William Henry Foote (December 20, 1794 – November 22, 1869) was an American Presbyterian minister in Virginia and North Carolina. He served as a Confederate chaplain during the American Civil War of 1861-1865. He wrote several books about the history of Presbyterians in the American South.

==Early life==
William Henry Foote was born on December 20, 1794, in Colchester, Connecticut. His father was Stephen Foote and his mother, Hannah Waterman Foote.

He graduated from Yale University in 1816. He then studied at the Princeton Theological Seminary from 1818 to 1819, where he became an ordained Presbyterian minister.

==Career==
Foote served as a Presbyterian minister in Woodstock, Virginia, from 1822 to 1824. He then preached at Mount Bethel Church until 1833. Meanwhile, he served as the principal of the Romney Academy in Romney, West Virginia, from 1826 to 1838. He also served as the first pastor of Strasburg Presbyterian Church in Strasburg, Virginia.

From 1838 to 1845, Foote served as an agent for the Central Board of Foreign Missions of the Presbyterian Church. He visited many Presbyterian churches in Virginia and North Carolina during that time. From 1845 to the early 1860s, he also preached at the Romney Presbyterian Church in Romney as well as in Springfield and Patterson's Creek.

In 1846, Foote published Sketches of North Carolina, Historical and Biographical, based on his experience. The book starts with a history of the Mecklenburg Declaration of Independence and the War of the Regulation, two catalysts in the secession of the American colonies from Great Britain, and recounts the establishment of a Presbyterian community in Duplin County, North Carolina, by immigrants from Ulster as early as 1736. It goes on to explain the history of Presbyterians in North Carolina until 1845. The book was reprinted posthumously in 1965.

Foote received a Doctorate of Divinity (D.D.) from Hampden–Sydney College (H–SC) in 1847. He served on its Board of Trustees from 1851 to 1870, and Board President from 1864 to 1866. He also served on the Board of Trustees of Union Presbyterian Seminary, then the Theology department at H–SC from 1838 to 1869. While he was at H–SC, he wrote a two-volume history of Presbyterians in Virginia; Sketches of Virginia, Historical and Biographical (1850) and Sketches of Virginia, Historical and Biographical, Second Series (1855).

During the American Civil War of 1861 to 1865, he served as a Presbyterian chaplain in the Confederate States Army. He then returned to preaching in Virginia after the war. In 1869, he also wrote The Huguenots, or Reformed French Church, a history of the Huguenot, descendants of the Reformed Church of France.

==Personal life==
On February 21, 1822, Foote married Eliza Wilson Glass, the daughter of the Reverend Joseph Glass.

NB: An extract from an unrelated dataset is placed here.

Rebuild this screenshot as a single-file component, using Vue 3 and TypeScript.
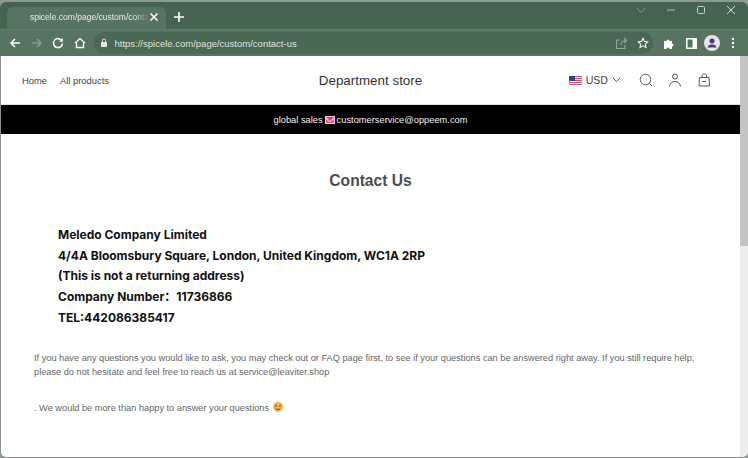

They had two daughters:
- Anne Waterman Foote, married to James Dillon Armstrong
- Eliza Wilson Foote.
After his first wife died in April 1835, he married Arabella Gilliam on October 31, 1838. They had a daughter:
- Mary Arabella Foote.

==Death==
Foote died on November 22, 1869, in Romney, West Virginia. He was buried at the Indian Mound Cemetery in Romney.